Carter
Night Fantasies
Liszt
Transcendental Studies Feux follets; Harmonies du soir
Hungarian Rhapsody No.9 (Pester Karneval)
Ravel
Gaspard de la nuit
Schumann
Fantasiestücke, Op.111
Schumann arr. Liszt
Frühlingsnacht (Liederkreis, Op.39)
Wagner arr. Liszt
O du mein holder Abendstern (Tannhäuser)
Louis Lortie (piano)
Reviewed by: Colin Anderson
Reviewed: 20 October, 2002
Venue: Queen Elizabeth Hall, London
Louis Lortie’s stylistically wide-ranging programme was collected under the theme of night.
Liszt’s transcriptions can’t escape a smile-inducing Liberace-like resonance sometimes; certainly the rippling keyboard manoeuvres needed for Schumann’s ex-Lied suggested a candelabra be dusted off and placed on the piano – a Fazioli that was bass-light and treble-bright, the sustaining pedal when long-held inducing muddy textures. Lortie’s tendency to pound made the climax of Harmonies du soir overwrought, although sultry evocation around it was beautifully done. It’s difficult to call Feux follets – it was breathtaking in one way, yet Lortie seemed intent on showing how difficult it is and how well he can play it; there was no room for intangibility, which the Hungarian Rhapsody didn’t need. Lortie swaggered through this with technical nonchalance, relishing the cimbalom effects and each and every ornamental overlay.
After somewhat pulverising what should have been exhilarating Schumann (as arranged), Wagner’s ’Evening Star’ settled Lortie’s poetic instinct if not his tendency to overstate; this made too much of the nervous intensity that is overt in Schumann’s unpredictable Op.111 – good to hear this rare set though.
With Elliott Carter (who will be 94 on 11 December and currently writing a piece for the Boston Symphony) linking to Schumann for Night Fantasies it would surely have made sense to follow Op.111 with Carter’s 20-minute piece in which he “wanted to capture the fanciful, changeable quality of our inner life … the poetic moodiness … I enjoy in works by Robert Schumann”. Instead Carter and Ravel shared the second half (the original-Liszt sequence ending the first).
Night Fantasies was written in 1980 for four commissioning pianists, of whom Charles Rosen has recorded it [BRIDGE]. Beginning with a Schumannesque chord reference, Night Fantasies then goes its own way.
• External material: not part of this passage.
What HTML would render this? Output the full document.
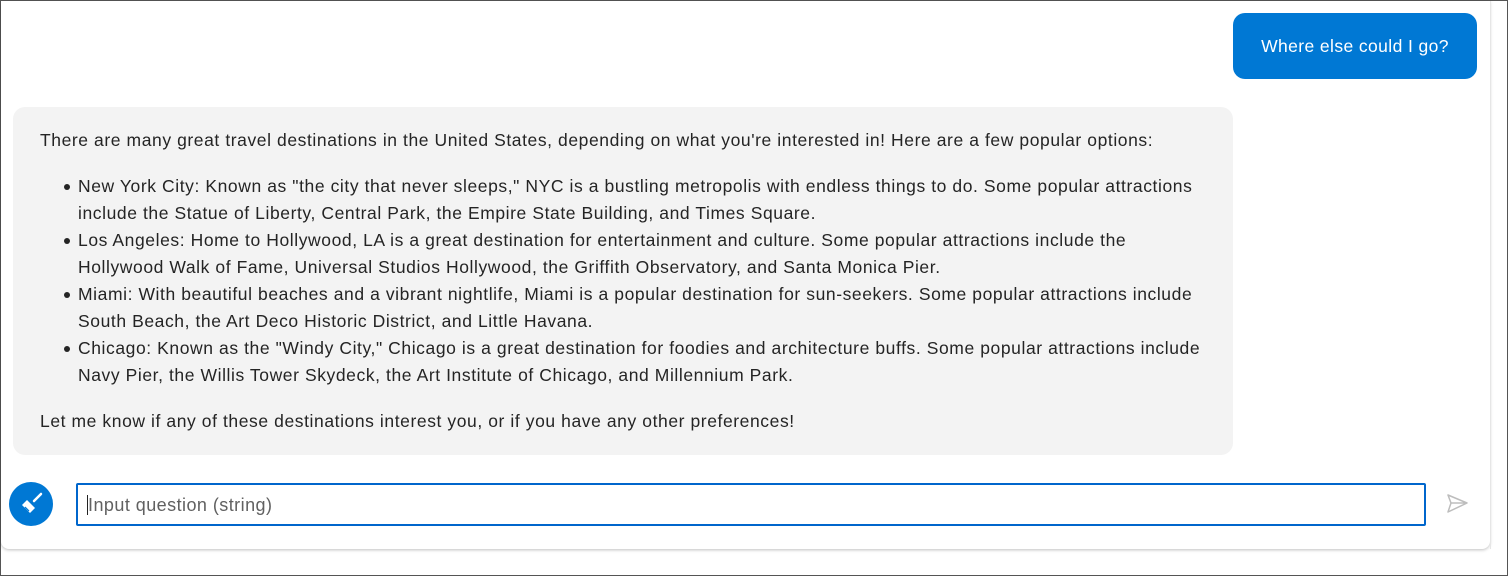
<!DOCTYPE html>
<html><head><style>
html,body{margin:0;padding:0;}
body{width:1508px;height:576px;position:relative;overflow:hidden;background:#fff;font-family:"Liberation Sans",sans-serif;color:#242424;}
.frame{position:absolute;left:0;top:0;width:1506px;height:574px;border:1px solid #555;}
.card{position:absolute;left:1px;top:1px;width:1489px;height:548px;background:#fff;border-radius:0 0 8px 8px;box-shadow:0 1px 3px rgba(0,0,0,.25);}
.sb{position:absolute;left:1490px;top:1px;width:1px;height:548px;background:#e6e6e6;}
.user{position:absolute;left:1233px;top:13px;width:244px;height:66px;background:#0078d4;border-radius:12px;color:#fff;font-size:17.5px;letter-spacing:0.4px;line-height:66px;text-align:center;}
.bot{position:absolute;left:13px;top:107px;width:1220px;height:348px;background:#f3f3f3;border-radius:12px;}
.t{position:absolute;white-space:nowrap;font-size:17.5px;letter-spacing:0.58px;line-height:27px;}
.dot{position:absolute;width:6px;height:6px;border-radius:50%;background:#242424;}
.input{position:absolute;left:76px;top:483px;width:1346px;height:39px;border:2px solid #0066cc;border-radius:2px;}
.ph{position:absolute;left:10px;top:0;line-height:40px;font-size:18px;letter-spacing:0.45px;color:#616161;}
.caret{position:absolute;left:9px;top:10px;width:1px;height:20px;background:#222;}
.broom{position:absolute;left:9px;top:482px;width:44px;height:44px;border-radius:50%;background:#0078d4;}
</style></head><body>
<div class="frame"></div>
<div class="card"></div>
<div class="sb"></div>
<div class="user">Where else could I go?</div>
<div class="bot"></div>
<div class="t" style="left:40px;top:127px">There are many great travel destinations in the United States, depending on what you're interested in! Here are a few popular options:</div>
<div class="dot" style="left:64px;top:184px"></div>
<div class="t" style="left:78px;top:173px">New York City: Known as "the city that never sleeps," NYC is a bustling metropolis with endless things to do. Some popular attractions<br>include the Statue of Liberty, Central Park, the Empire State Building, and Times Square.</div>
<div class="dot" style="left:64px;top:238px"></div>
<div class="t" style="left:78px;top:227px">Los Angeles: Home to Hollywood, LA is a great destination for entertainment and culture. Some popular attractions include the<br>Hollywood Walk of Fame, Universal Studios Hollywood, the Griffith Observatory, and Santa Monica Pier.</div>
<div class="dot" style="left:64px;top:292px"></div>
<div class="t" style="left:78px;top:281px">Miami: With beautiful beaches and a vibrant nightlife, Miami is a popular destination for sun-seekers. Some popular attractions include<br>South Beach, the Art Deco Historic District, and Little Havana.</div>
<div class="dot" style="left:64px;top:346px"></div>
<div class="t" style="left:78px;top:335px">Chicago: Known as the "Windy City," Chicago is a great destination for foodies and architecture buffs. Some popular attractions include<br>Navy Pier, the Willis Tower Skydeck, the Art Institute of Chicago, and Millennium Park.</div>
<div class="t" style="left:40px;top:408px">Let me know if any of these destinations interest you, or if you have any other preferences!</div>
<div class="broom"><svg width="44" height="44" viewBox="0 0 44 44"><path d="M25 19 L32 12" stroke="#fff" stroke-width="2.5" stroke-linecap="round"/><path d="M18 18 L26 26 L21 31 L13 23 Z" fill="#fff"/><path d="M16 25 L20 29" stroke="#0078d4" stroke-width="1.2"/></svg></div>
<div class="input"><div class="caret"></div><div class="ph">Input question (string)</div></div>
<svg style="position:absolute;left:1446px;top:493px" width="24" height="22" viewBox="0 0 24 22"><path d="M2 2 L21 10 L2 19 L5 10 Z M5 10 H21" fill="none" stroke="#bdbdbd" stroke-width="1.5" stroke-linejoin="round"/></svg>
</body></html>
Rhetorical outbursts are punctuated by quietude coloured by restless sleep. Night Fantasies is a tough nut to crack. Two-thirds through one senses a subliminal winding down beneath the activity. The arrival point is a series of chords followed by chordal reiteration that attempts to stem the elemental force; the music stops and evaporates to silence.
Gaspard was given a stunning performance – hypnotic waves of sound contrasted with much delicacy and refinement, the climax of ’Ondine’ wonderfully integrated, the numbed aftermath amazingly ’distant’, which related ideally to the non-expressional world of ’Le Gibet’. Ironically, having brought spikiness to Feux follets, Lortie underplayed the malevolence of ’Scarbo’, fabulously played though it was.
For an encore Lortie offered ’Le jardin féerique’ from Mother Goose, originally for piano duet then orchestrated; this transcription for piano (Lortie’s?) really didn’t work – it’s one thing to play tenderly (which Lortie did), it’s another to have enough mechanism to play all the notes at the end, which Lortie didn’t by dint of elements being removed. A curious end to a recital that highlighted with Gaspard but in the end didn’t quite add up due to interpretative manner and order of events.